- WRITTEN EXERCISE
Leaving out every picture, quote the data below exactly as it appears.

- MATERIAL PROVIDED
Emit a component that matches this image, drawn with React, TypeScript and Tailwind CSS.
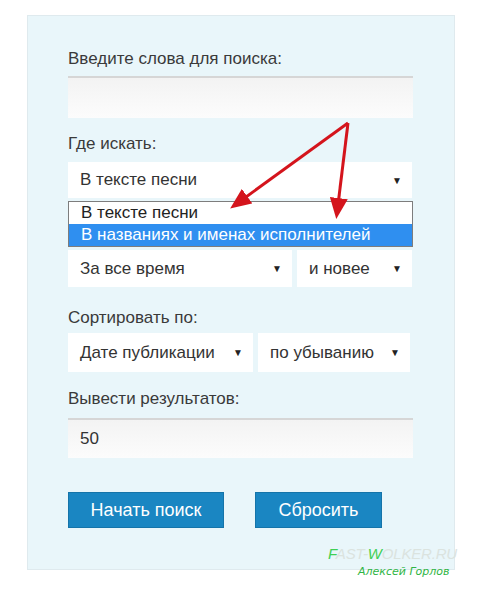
const sans = "font-['Liberation_Sans',Arial,sans-serif]"

function Select({ label, w, textX = 12 }: { label: string; w: string; textX?: number }) {
  return (
    <div className={`${w} h-full bg-white flex items-center justify-between pr-[10px]`}
      style={{ paddingLeft: textX }}>
      <span className="text-[17px] text-[#333]">{label}</span>
      <span className="text-[10px] text-[#222]">▼</span>
    </div>
  )
}

function Label({ children, mt }: { children: string; mt: string }) {
  return <div className={`${mt} h-5 leading-5 text-[17px] text-[#3a3a3a]`}>{children}</div>
}

export default function App() {
  return (
    <div className={`relative w-[480px] h-[600px] bg-white overflow-hidden pt-[15px] pl-[27px] ${sans}`}>
      <div className="w-[428px] h-[555px] bg-[#e9f6fa] border border-[#dfeaee] pt-[33px] pl-[40px]">
        <div className="w-[345px]">
          <Label mt="mt-0">Введите слова для поиска:</Label>
          <div className="mt-[7px] h-[42px] bg-gradient-to-b from-[#f3f3f3] to-[#fcfcfc] border-t-2 border-[#d6d6d6]" />

          <Label mt="mt-[16px]">Где искать:</Label>
          <div className="relative mt-[8px] h-[36px]">
            <Select label="В тексте песни" w="w-[344px]" />
            {/* открытый список */}
            <div className="absolute left-0 top-[39px] w-[345px] h-[46px] bg-white border border-[#7d7d7d] z-10">
              <div className="h-[22px] leading-[22px] pl-[12px] text-[17px] text-[#222]">В тексте песни</div>
              <div className="h-[22px] leading-[22px] pl-[12px] text-[17px] text-white bg-[#2f8ff0]">В названиях и именах исполнителей</div>
            </div>
          </div>

          <div className="mt-[52px] h-[37px] flex gap-[5px]">
            <Select label="За все время" w="w-[224px]" />
            <Select label="и новее" w="w-[115px]" />
          </div>

          <Label mt="mt-[21px]">Сортировать по:</Label>
          <div className="mt-[5px] h-[39px] flex gap-[5px]">
            <Select label="Дате публикации" w="w-[185px]" />
            <Select label="по убыванию" w="w-[152px]" />
          </div>

          <Label mt="mt-[17px]">Вывести результатов:</Label>
          <div className="mt-[9px] h-[40px] bg-gradient-to-b from-[#f3f3f3] to-[#fcfcfc] border-t-2 border-[#d6d6d6] flex items-center pl-[12px] text-[17px] text-[#333]">
            50
          </div>

          <div className="mt-[34px] flex gap-[31px]">
            <button className="w-[156px] h-[36px] bg-[#1a86c2] border border-[#1574a9] text-white text-[18px]">Начать поиск</button>
            <button className="w-[127px] h-[36px] bg-[#1a86c2] border border-[#1574a9] text-white text-[18px]">Сбросить</button>
          </div>
        </div>
      </div>

      {/* красные стрелки */}
      <svg className="absolute left-0 top-0 pointer-events-none z-20" width="480" height="600">
        <defs>
          <marker id="ah" markerWidth="7" markerHeight="6" refX="5" refY="3" orient="auto" markerUnits="strokeWidth">
            <path d="M0,0 L7,3 L0,6 Z" fill="#d4141c" />
          </marker>
        </defs>
        <line x1="348" y1="123" x2="235" y2="205" stroke="#d4141c" strokeWidth="3" markerEnd="url(#ah)" />
        <line x1="348" y1="123" x2="337" y2="213" stroke="#d4141c" strokeWidth="3" markerEnd="url(#ah)" />
      </svg>

      {/* водяной знак */}
      <div className="absolute left-[328px] top-[544px] z-20 italic whitespace-nowrap">
        <div className="text-[15px] leading-5 tracking-[-0.2px] text-[#dbe3df]">
          <span className="text-[#3fcf55]">F</span>AST-<span className="text-[#3fcf55]">W</span>OLKER.RU
        </div>
        <div className="ml-[30px] text-[11px] leading-4 text-[#2fb544] font-['DejaVu_Sans',sans-serif]">Алексей Горлов</div>
      </div>
    </div>
  )
}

- ANSWER TO THIS PROBLEM
Emit a component that matches this image, drawn with React, TypeScript and Tailwind CSS.
const sans = "font-['Liberation_Sans',Arial,sans-serif]"

function Select({ label, w, textX = 12 }: { label: string; w: string; textX?: number }) {
  return (
    <div className={`${w} h-full bg-white flex items-center justify-between pr-[10px]`}
      style={{ paddingLeft: textX }}>
      <span className="text-[17px] text-[#333]">{label}</span>
      <span className="text-[10px] text-[#222]">▼</span>
    </div>
  )
}

function Label({ children, mt }: { children: string; mt: string }) {
  return <div className={`${mt} h-5 leading-5 text-[17px] text-[#3a3a3a]`}>{children}</div>
}

export default function App() {
  return (
    <div className={`relative w-[480px] h-[600px] bg-white overflow-hidden pt-[15px] pl-[27px] ${sans}`}>
      <div className="w-[428px] h-[555px] bg-[#e9f6fa] border border-[#dfeaee] pt-[33px] pl-[40px]">
        <div className="w-[345px]">
          <Label mt="mt-0">Введите слова для поиска:</Label>
          <div className="mt-[7px] h-[42px] bg-gradient-to-b from-[#f3f3f3] to-[#fcfcfc] border-t-2 border-[#d6d6d6]" />

          <Label mt="mt-[16px]">Где искать:</Label>
          <div className="relative mt-[8px] h-[36px]">
            <Select label="В тексте песни" w="w-[344px]" />
            {/* открытый список */}
            <div className="absolute left-0 top-[39px] w-[345px] h-[46px] bg-white border border-[#7d7d7d] z-10">
              <div className="h-[22px] leading-[22px] pl-[12px] text-[17px] text-[#222]">В тексте песни</div>
              <div className="h-[22px] leading-[22px] pl-[12px] text-[17px] text-white bg-[#2f8ff0]">В названиях и именах исполнителей</div>
            </div>
          </div>

          <div className="mt-[52px] h-[37px] flex gap-[5px]">
            <Select label="За все время" w="w-[224px]" />
            <Select label="и новее" w="w-[115px]" />
          </div>

          <Label mt="mt-[21px]">Сортировать по:</Label>
          <div className="mt-[5px] h-[39px] flex gap-[5px]">
            <Select label="Дате публикации" w="w-[185px]" />
            <Select label="по убыванию" w="w-[152px]" />
          </div>

          <Label mt="mt-[17px]">Вывести результатов:</Label>
          <div className="mt-[9px] h-[40px] bg-gradient-to-b from-[#f3f3f3] to-[#fcfcfc] border-t-2 border-[#d6d6d6] flex items-center pl-[12px] text-[17px] text-[#333]">
            50
          </div>

          <div className="mt-[34px] flex gap-[31px]">
            <button className="w-[156px] h-[36px] bg-[#1a86c2] border border-[#1574a9] text-white text-[18px]">Начать поиск</button>
            <button className="w-[127px] h-[36px] bg-[#1a86c2] border border-[#1574a9] text-white text-[18px]">Сбросить</button>
          </div>
        </div>
      </div>

      {/* красные стрелки */}
      <svg className="absolute left-0 top-0 pointer-events-none z-20" width="480" height="600">
        <defs>
          <marker id="ah" markerWidth="7" markerHeight="6" refX="5" refY="3" orient="auto" markerUnits="strokeWidth">
            <path d="M0,0 L7,3 L0,6 Z" fill="#d4141c" />
          </marker>
        </defs>
        <line x1="348" y1="123" x2="235" y2="205" stroke="#d4141c" strokeWidth="3" markerEnd="url(#ah)" />
        <line x1="348" y1="123" x2="337" y2="213" stroke="#d4141c" strokeWidth="3" markerEnd="url(#ah)" />
      </svg>

      {/* водяной знак */}
      <div className="absolute left-[328px] top-[544px] z-20 italic whitespace-nowrap">
        <div className="text-[15px] leading-5 tracking-[-0.2px] text-[#dbe3df]">
          <span className="text-[#3fcf55]">F</span>AST-<span className="text-[#3fcf55]">W</span>OLKER.RU
        </div>
        <div className="ml-[30px] text-[11px] leading-4 text-[#2fb544] font-['DejaVu_Sans',sans-serif]">Алексей Горлов</div>
      </div>
    </div>
  )
}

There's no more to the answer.